Pero hay algo más: en esas palabras no solo late la voz de un padre amoroso, sino también la de un hombre que se niega a doblegarse. Sacco, condenado por un crimen que no cometió, no se despide con amargura, sino con una mezcla de serenidad y desafío que resulta profundamente conmovedora. Su muerte, parece decirnos, no es una derrota, sino un acto de resistencia.
Por su parte, Vanzetti escribe con una intensidad casi mística. Su carta, menos íntima que la de Sacco, es un manifiesto de principios. “Si pudiera vivir mil vidas más, volvería a elegir este camino.
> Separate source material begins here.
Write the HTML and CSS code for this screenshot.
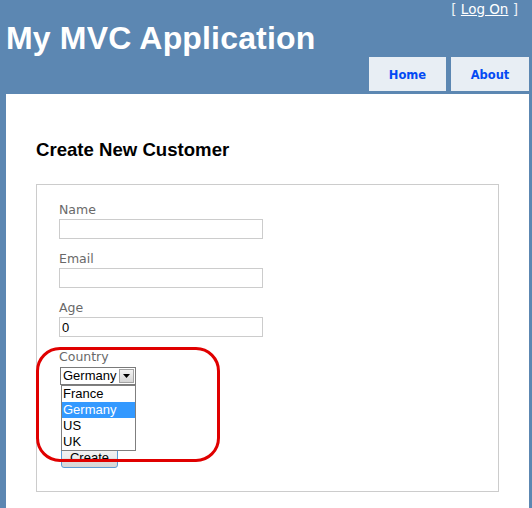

Estoy orgulloso de morir por una causa justa”. Estas palabras son el corazón de Vanzetti: una declaración de fidelidad no solo a sus ideales anarquistas, sino también a su humanidad. En ellas no hay miedo, solo una especie de redención anticipada, como si su muerte, lejos de ser el fin, fuera el punto de partida de algo más grande.
Estas cartas no son discursos políticos, pero están cargadas de política. Sacco y Vanzetti no fueron condenados por lo que hicieron, sino por lo que representaban: inmigrantes, pobres, anarquistas. En el Estados Unidos de la década de 1920, esos tres elementos eran una sentencia de muerte. Y ellos lo sabían. “No nos quejamos por nosotros mismos, sino por aquellos que seguirán siendo oprimidos después de nosotros”, escribió Vanzetti. Esta frase es, quizás, la más devastadora de todas, porque encapsula la conciencia de su destino y la transforma en una advertencia.
En sus cartas finales, Sacco y Vanzetti no intentan redimir sus nombres; intentan, más bien, redimir a quienes vienen después. En su declaración final ante el tribunal, Vanzetti afirmó: “No estoy sufriendo por un crimen, sino por ser quien soy”. Este reconocimiento de que la injusticia no radica en un acto, sino en una identidad, es lo que convierte su historia en un símbolo.
Sin embargo, reducir estas cartas a simples manifiestos políticos sería traicionar su profundidad. En ellas hay también una ternura innegable, un amor que desafía incluso a la muerte. Sacco, despidiéndose de su esposa Rosa, escribe: “Te amo más de lo que nunca podré expresar, y este amor me da fuerzas para enfrentar lo que viene”. Es una frase que humaniza al hombre detrás del símbolo, recordándonos que Sacco no es solo un mártir, sino un esposo, un padre, alguien capaz de sentir y temer.
En última instancia, las cartas de Sacco y Vanzetti son mucho más que palabras escritas desde el corredor de la muerte: son una lección sobre cómo enfrentar la injusticia sin perder la dignidad, sobre cómo aceptar la mortalidad sin renunciar a la vida. En ellas resuena no solo el dolor de dos hombres, sino también la esperanza de que sus muertes sirvan para algo más.
Como escribió Vanzetti en su última carta: “Nuestra muerte no será en vano; nuestra memoria vivirá en la lucha de los que vengan después de nosotros.” Y tenía razón. Porque, casi un siglo después, seguimos hablando de ellos, seguimos leyendo sus palabras y seguimos recordando su historia. Y mientras lo hagamos, Sacco y Vanzetti no habrán muerto del todo.